Spread awareness about alcoholism in schools. It is never too soon to sensitise kids about its dangers, say those who have been closely associated with the problem.
More than a 100 under-age kids were caught drinking and smoking at a pub in Gurgaon, near Delhi, recently. The pub was allegedly booked by a school student for the evening and its owner and manager were hauled up for entertaining the minor. But news reports suggest that these parties are routine where children from affluent homes and studying in reputed schools freely smoke and drink. Delhi and Gurgaon may be far away, but it is not inconceivable that children in Tamil Nadu are doing the same.

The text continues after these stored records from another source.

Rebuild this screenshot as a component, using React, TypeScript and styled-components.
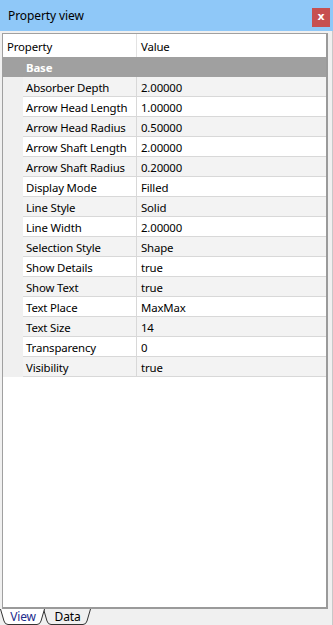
import styled, { createGlobalStyle } from "styled-components";

const GlobalStyle = createGlobalStyle`
  html, body {
    margin: 0;
    padding: 0;
    background: #f0f0f0;
  }
  * { box-sizing: border-box; }
`;

const Window = styled.div`
  width: 333px;
  height: 625px;
  display: flex;
  flex-direction: column;
  font-family: "Noto Sans", "Open Sans", sans-serif;
  font-size: 11.4px;
  letter-spacing: -0.15px;
  color: #000;
  background: #f0f0f0;
  overflow: hidden;
`;

const TitleBar = styled.div`
  height: 31px;
  flex: none;
  display: flex;
  align-items: center;
  justify-content: space-between;
  padding: 0 3px 0 8px;
  background: #8fc8f8;
`;

const Title = styled.span`
  font-size: 12px;
  letter-spacing: -0.1px;
`;

const CloseButton = styled.div`
  width: 18px;
  height: 19px;
  margin-top: 4px;
  background: #c75050;
  color: #fff;
  font-family: "DejaVu Sans", sans-serif;
  font-size: 11px;
  font-weight: bold;
  display: flex;
  align-items: center;
  justify-content: center;
  padding-bottom: 2px;
`;

const Body = styled.div`
  flex: 1;
  display: flex;
  flex-direction: column;
  padding: 2px 4px 0 2px;
  border-right: 1px solid #c8c8c8;
  min-height: 0;
`;

const GridBox = styled.div`
  flex: 1;
  background: #fff;
  border: 1px solid #a0a0a0;
  border-right: 2px solid #9a9a9a;
  border-bottom: 2px solid #9a9a9a;
  display: flex;
  flex-direction: column;
`;

const HeaderRow = styled.div`
  display: grid;
  grid-template-columns: 134px 1fr;
  height: 23px;
  align-items: stretch;
`;

const HeaderCell = styled.div<{ $divider?: boolean }>`
  display: flex;
  align-items: center;
  padding-left: 4px;
  padding-top: 1px;
  border-right: ${({ $divider }) => ($divider ? "1px solid #e3e3e3" : "none")};
`;

const CategoryRow = styled.div`
  height: 20px;
  background: #a0a0a0;
  color: #fff;
  font-weight: bold;
  display: flex;
  align-items: center;
  padding-left: 23px;
  padding-top: 1px;
`;

const PropRow = styled.div<{ $shaded: boolean }>`
  display: grid;
  grid-template-columns: 20px 114px 1fr;
  height: 20px;
  background: ${({ $shaded }) => ($shaded ? "#f3f3f3" : "#fff")};
`;

const Indent = styled.div`
  background: #f0f0f0;
`;

const Cell = styled.div<{ $divider?: boolean }>`
  display: flex;
  align-items: center;
  padding-left: ${({ $divider }) => ($divider ? "3px" : "4px")};
  padding-top: 1px;
  border-bottom: 1px solid #d8d8d8;
  border-right: ${({ $divider }) => ($divider ? "1px solid #d8d8d8" : "none")};
  white-space: nowrap;
  overflow: hidden;
`;

const TabStrip = styled.div`
  height: 16px;
  flex: none;
  display: flex;
  margin-left: -2px;
`;

const Tab = styled.div<{ $active?: boolean; $width: number }>`
  position: relative;
  width: ${({ $width }) => $width}px;
  margin-right: -3px;
  z-index: ${({ $active }) => ($active ? 2 : 1)};
  display: flex;
  align-items: center;
  justify-content: center;
  color: ${({ $active }) => ($active ? "#1c2c8c" : "#000")};
  font-size: 12px;

  svg {
    position: absolute;
    inset: 0;
  }
  span {
    position: relative;
    margin-top: -1px;
  }
`;

const rows: [string, string][] = [
  ["Absorber Depth", "2.00000"],
  ["Arrow Head Length", "1.00000"],
  ["Arrow Head Radius", "0.50000"],
  ["Arrow Shaft Length", "2.00000"],
  ["Arrow Shaft Radius", "0.20000"],
  ["Display Mode", "Filled"],
  ["Line Style", "Solid"],
  ["Line Width", "2.00000"],
  ["Selection Style", "Shape"],
  ["Show Details", "true"],
  ["Show Text", "true"],
  ["Text Place", "MaxMax"],
  ["Text Size", "14"],
  ["Transparency", "0"],
  ["Visibility", "true"],
];

function TabShape({ width, active }: { width: number; active?: boolean }) {
  const w = width;
  const d = `M0.5 0 L4 12 Q5 15.5 8 15.5 L${w - 9} 15.5 Q${w - 6} 15.5 ${w - 5} 12 L${w - 1.5} 0`;
  return (
    <svg width={w} height={16} viewBox={`0 0 ${w} 16`}>
      <path d={d + " Z"} fill={active ? "#fff" : "#f0f0f0"} stroke="none" />
      <path d={d} fill="none" stroke="#333" strokeWidth={1} />
    </svg>
  );
}

export default function App() {
  return (
    <>
      <GlobalStyle />
      <Window>
        <TitleBar>
          <Title>Property view</Title>
          <CloseButton>x</CloseButton>
        </TitleBar>
        <Body>
          <GridBox>
            <HeaderRow>
              <HeaderCell $divider>Property</HeaderCell>
              <HeaderCell>Value</HeaderCell>
            </HeaderRow>
            <CategoryRow>Base</CategoryRow>
            {rows.map(([name, value], i) => (
              <PropRow key={name} $shaded={i % 2 === 0}>
                <Indent />
                <Cell $divider>{name}</Cell>
                <Cell>{value}</Cell>
              </PropRow>
            ))}
          </GridBox>
          <TabStrip>
            <Tab $active $width={46}>
              <TabShape width={46} active />
              <span>View</span>
            </Tab>
            <Tab $width={49}>
              <TabShape width={49} />
              <span>Data</span>
            </Tab>
          </TabStrip>
        </Body>
      </Window>
    </>
  );
}
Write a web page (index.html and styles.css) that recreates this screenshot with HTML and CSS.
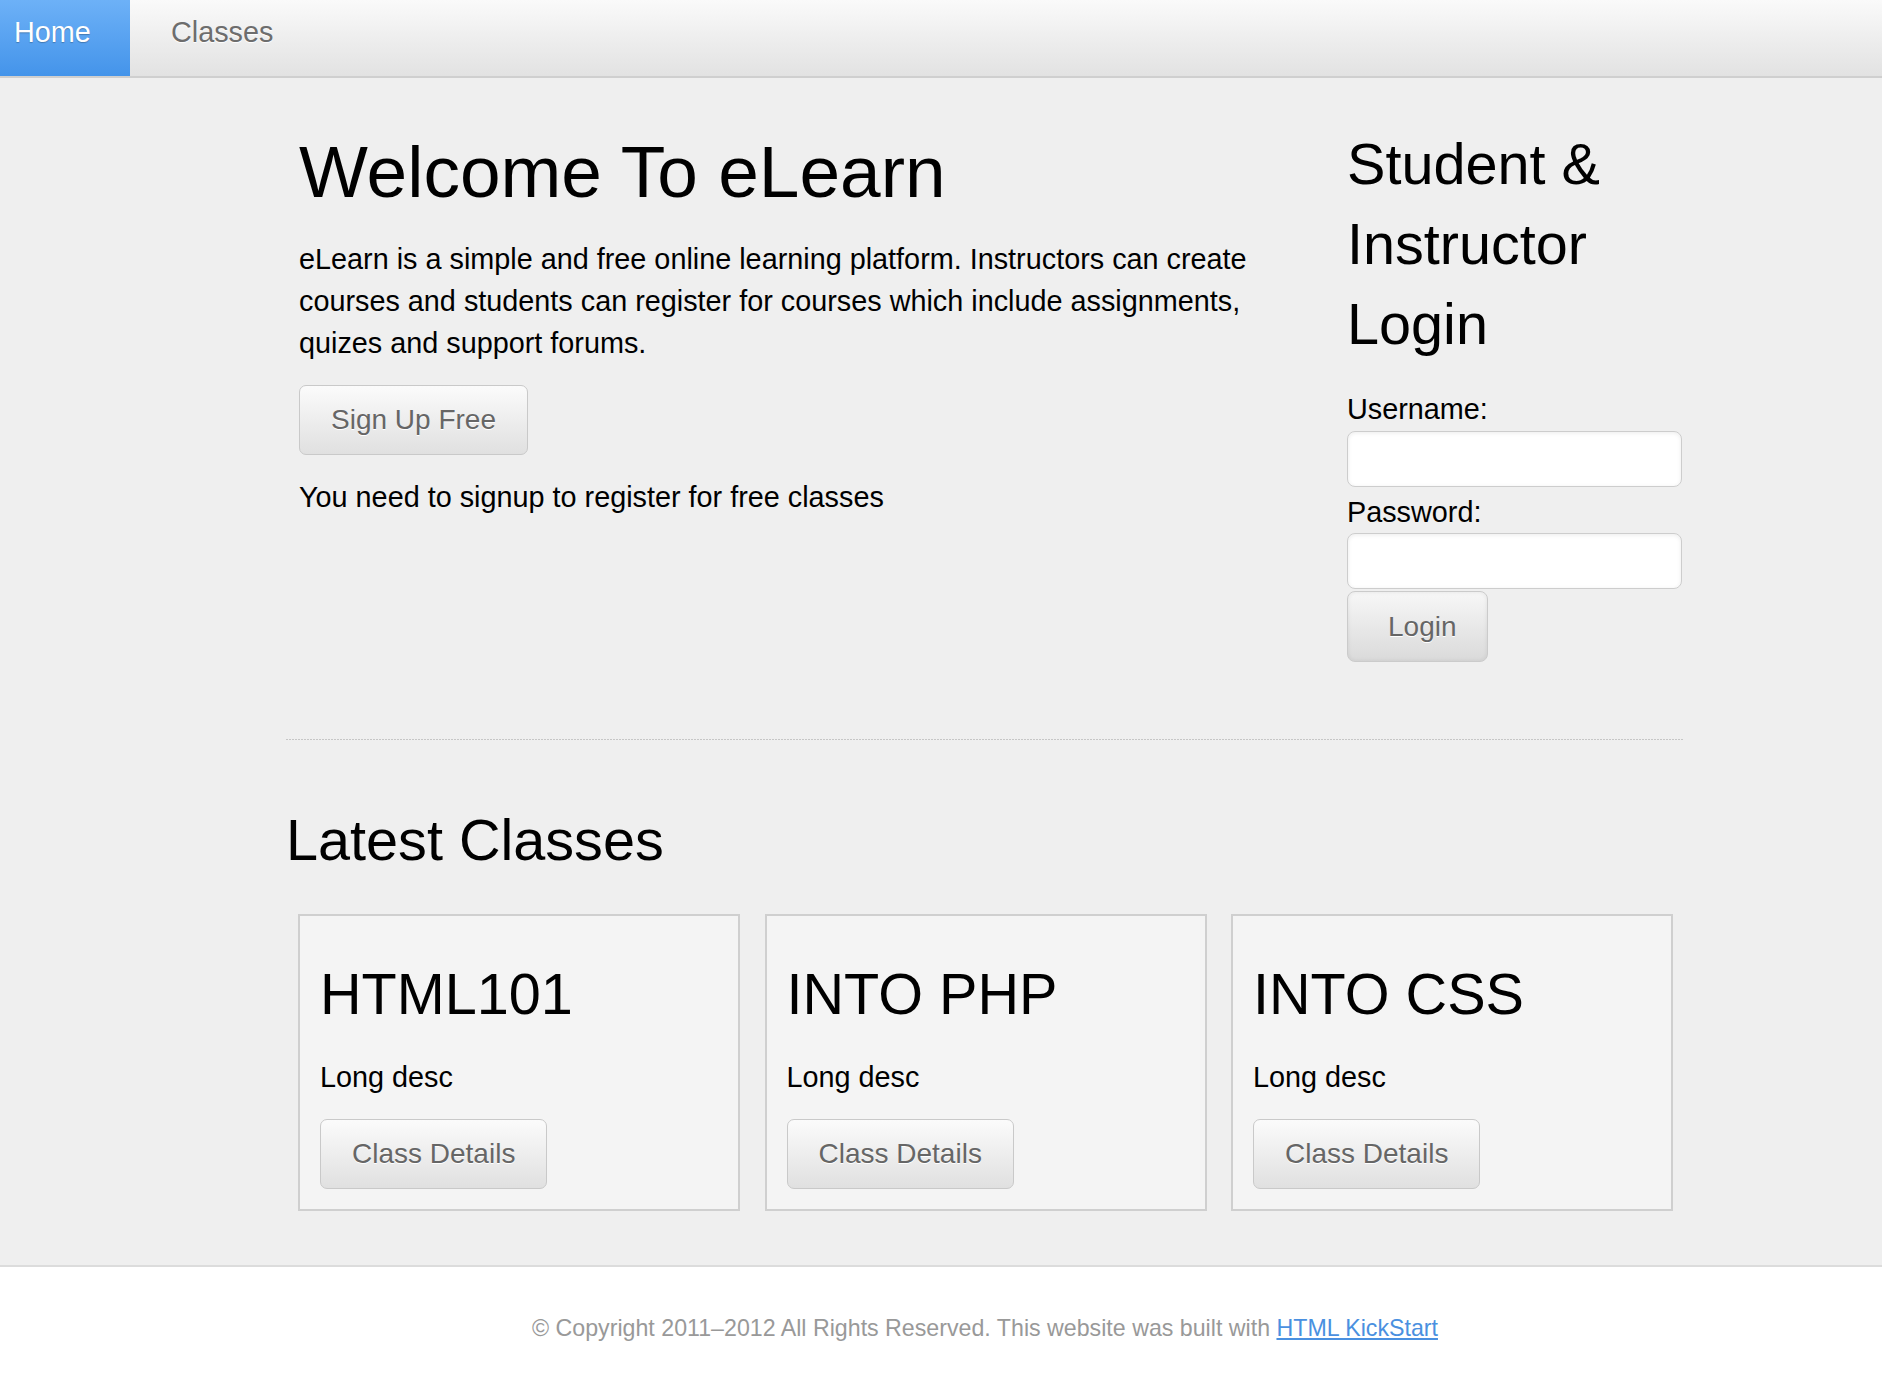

Drinking has become acceptable in many conservative homes; adults send their children to liquor shops to buy their daily tipple; affluence, little parental control and broken homes are some of the other issues that lead young people to liquor. Parents, teachers and Governmental agencies need to address the problem before it gets out of hand. Studies suggest that Asians are more prone to alcoholism. Drinking reduces inhibitions. It becomes easier to break the law. Directly or indirectly, it leads to crimes against women and traffic accidents.
Liquor, by law, cannot be sold to the under-aged. But does anyone care? We as a society are de-sensitised. Those who sell liquor are unscrupulous. What do they care if children are buying alcohol? I was hooked when I was 19. It was rebellion and peer pressure. For the first few years, it even worked for me. It provided a boost to my relationships and in my business, but after that, it was downhill all the way. No one told me that it was okay to say NO. I now speak to students in schools about what alcohol addiction can do to a person.
Dr. C. Ramasubramanian (CRS)
Founder, Chellamuthu Trust and Research Foundation, Madurai, which works with mental health issues and rehabilitation
Alcoholism is a social problem. Pinning the blame on the individual, the parent or the school is not the answer. Coordination between the education department, the health department and the police would be one effective way of curbing alcoholism in young people. Addictions are treatable, curable and preventable IF identified early. Along with students, even parents and teachers should be sensitised to the issue. They are the most important people in a child’s life.
K.S.P. Janardhan Babu
Director-programme, Chellamuthu Trust
Every school ought to have a counsellor who the parents and the students can approach for help and guidance. Attitudes should change. Alcoholism is a trap. Peer pressure and an overdose of western culture that doesn’t sit well in our kind of lives, along with lack of role models and absence of love at home drive children to alcohol and narcotics.
Director-operations, National Adventure and Leadership School, the Nilgiris
NALS holds regular outdoor workshops for corporates, schools and colleges. It has also conducted adventure rejuvenation programme for alcoholics. I never lose the opportunity to tell kids to say NO to alcohol, tobacco and drugs. And, surprisingly, they listen closely when we tell them about its bad effects. Recently, some kids who had come to an adventure camp went back to their school and took a pledge to abstain from alcohol, smoking and narcotics. If they are told about the dangers early enough and motivated to stay away from drink, tobacco and drugs, it will definitely have an impact.
Lack of awareness: About how dangerous alcohol addiction can be
Easy accessibility to alcohol: There are liquor shops everywhere, many of them in the neighbourhood of schools (a ridiculous rule that makes it okay for a TASMAC shop to be within a couple of hundred meters from an educational institution)
Fashion statement: Cinema and advertisements have made it fashionable to be seen with a drink. It is seen as a status symbol. It gets worse when celebrities and sporting idols endorse alcohol.
Low threshold of psychological tolerance: When adults at home reach out for a drink in order to ‘relax’ or ‘de-stress,’ children think it is acceptable to do the same.
Change in the social fabric: Adults drink freely in front of their children. So, there is a social sanction to it.
Unfavourable environment: Alcoholic parents at home.
Peer influence: Teenagers find it particularly difficult to say ‘no’ to a drink when forced by their friends.
Instant gratification: Youngsters are easily bored and seek constant thrills.
Parental neglect: Parents invest a lot of money in their children but not the time. They feel that their job is done once the child has been admitted to a ‘good’ school.